New doco tells story of war’s lasting impacts
LOCAL documentary maker Thomas Watson and French-Australian film producer Jean-Baptiste Breliere have released their new documentary The Past Ended on Mango Street.
The film, which took six years to make, tells the story of Watson’s grandmother, Yvonne Holman, and her time in a Japanese-run female internment camp during the Second World War.
“My grandmother was imprisoned in an area in Java, which is one of the main islands of Indonesia,” Watson said.
A tale too painful for his grandmother to tell, Watson said he felt the need to bring her story life to help end his own family’s pain and suffering.
“She completely packed it away and never discussed it after she moved to Australia,” he said. “It cast a shadow on all of the relationships in our family. On her children and grandchildren.
“It affected every one of us during her life and it continues to affect us after her death.”
Named after the street Watson’s grandmother lived on in Java, the documentary aims to shed light on the crimes committed by the Japanese during World War Two in what was the Dutch East Indies, now Indonesia
The Past Ended on Mango Street also helped reunite family along the way.
Watson was able to reconnect with his grandmother’s younger brother who was interviewed for the story.
Then, after seeing a story on the ABC, a woman from Florida in the US reached out via a Facebook group.
“She was a relative, that turned out to be my grandma’s cousin,” Watson said.
“She said she recognised her and reached out and asked, ‘is that Yvonne Holman who was injured in a horse-riding accident?’ and I said yes.
“I discovered that I have a whole other family in Florida that I never knew existed which was my grandma’s cousin’s family.”
It wasn’t all discovery and long-lost relatives though, the documentarians also hit some bumps along their six-year journey.
A lack of information on the internment camps made it difficult for the pair to gather what they needed for their film.
“Eventually we decided to go to the Netherlands because after we went to Indonesia, we realised we were still no closer to finding out what happened,” Watson said.
COVID-19 also caused problems during the last two years of production with Watson and Breliere left without a studio when restrictions hit in 2020.
“We ended up losing our studio because we were filming part of the documentary in a studio at the Mt Helen campus of Federation University,” Watson said.
“We ended up having to improvise because there was no other way of making and finishing the film.”

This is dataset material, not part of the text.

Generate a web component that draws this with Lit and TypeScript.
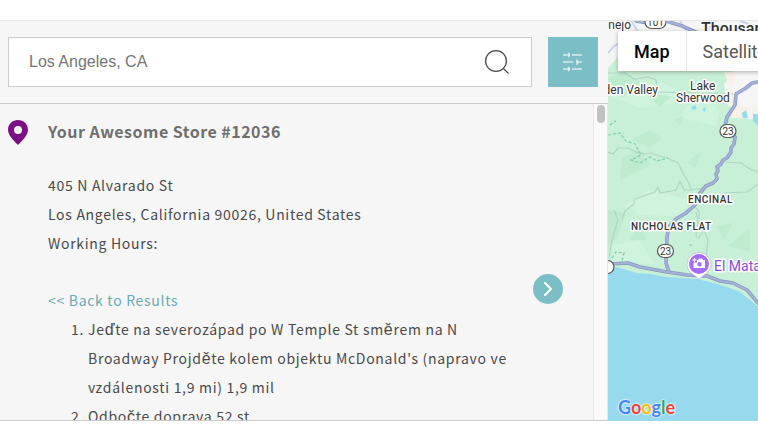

Watson said it was “quite a process” to make the documentary but never considered giving up.
“In any long process there’s a point where you feel you’re not going to get anything, and there were a few times, but I don’t think I ever contemplated seriously giving up,” he said.
The severity of the story itself and the importance to tell it was enough to will Watson and Breliere across the line.

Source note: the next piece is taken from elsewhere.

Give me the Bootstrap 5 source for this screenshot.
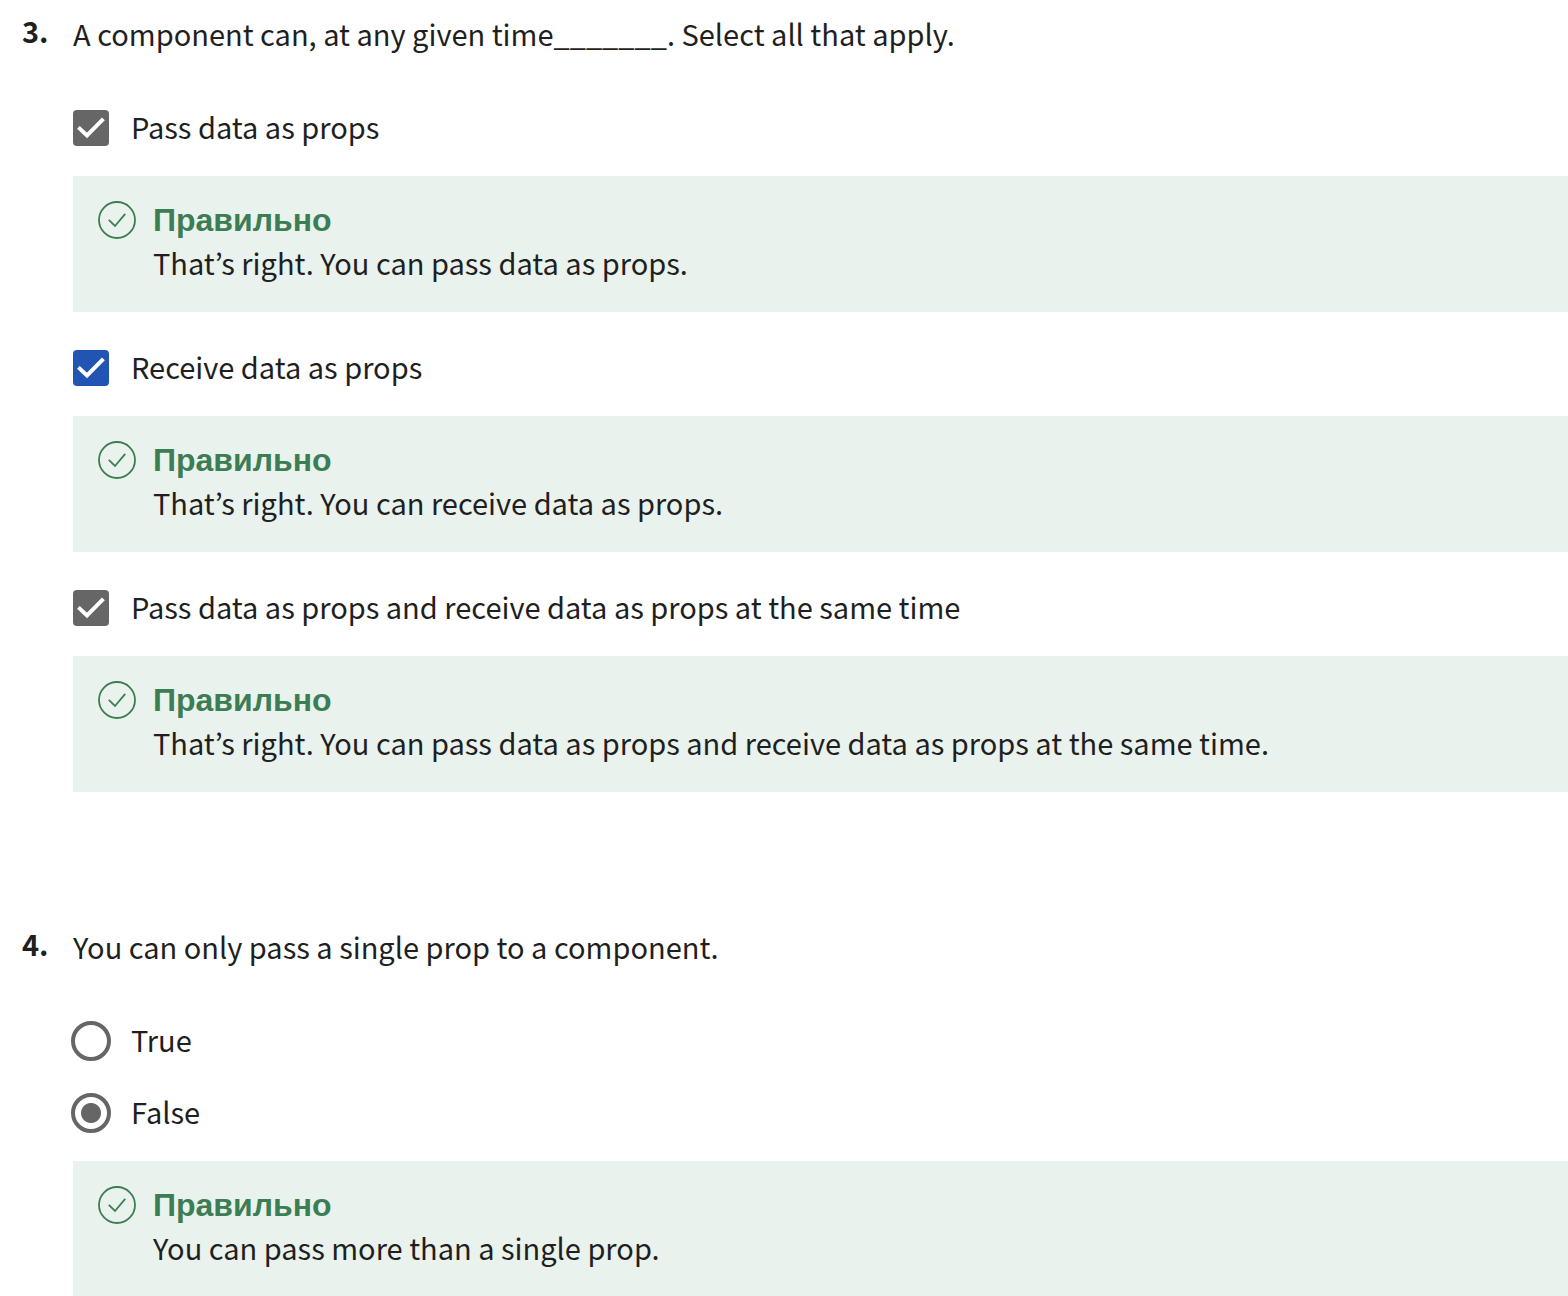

“First of all, a war crime had been committed against my grandmother and thousands of other people in the camps,” Watson said.
“There was no justice for them. Hardly anything is known about this period, there’s no monument to them in the camps.
“It was horrifying to me, and my thinking was we needed to tell a story about this, and that was the same sentiment as my colleague.”
With growing interest in Asian World War Two history, Watson said there couldn’t have been a better time to make the film.
“We’re lucky that this period of history is starting to get the attention it deserves,” he said.
“We were also lucky that the very last survivors were around to talk about their experiences because I think in about five years’ time at the most, maybe longer, these people will have passed away
“We had several people who we interviewed who passed away. My great uncle Robert, when we premiered the film in the Netherlands, he passed away and never got to see the film.”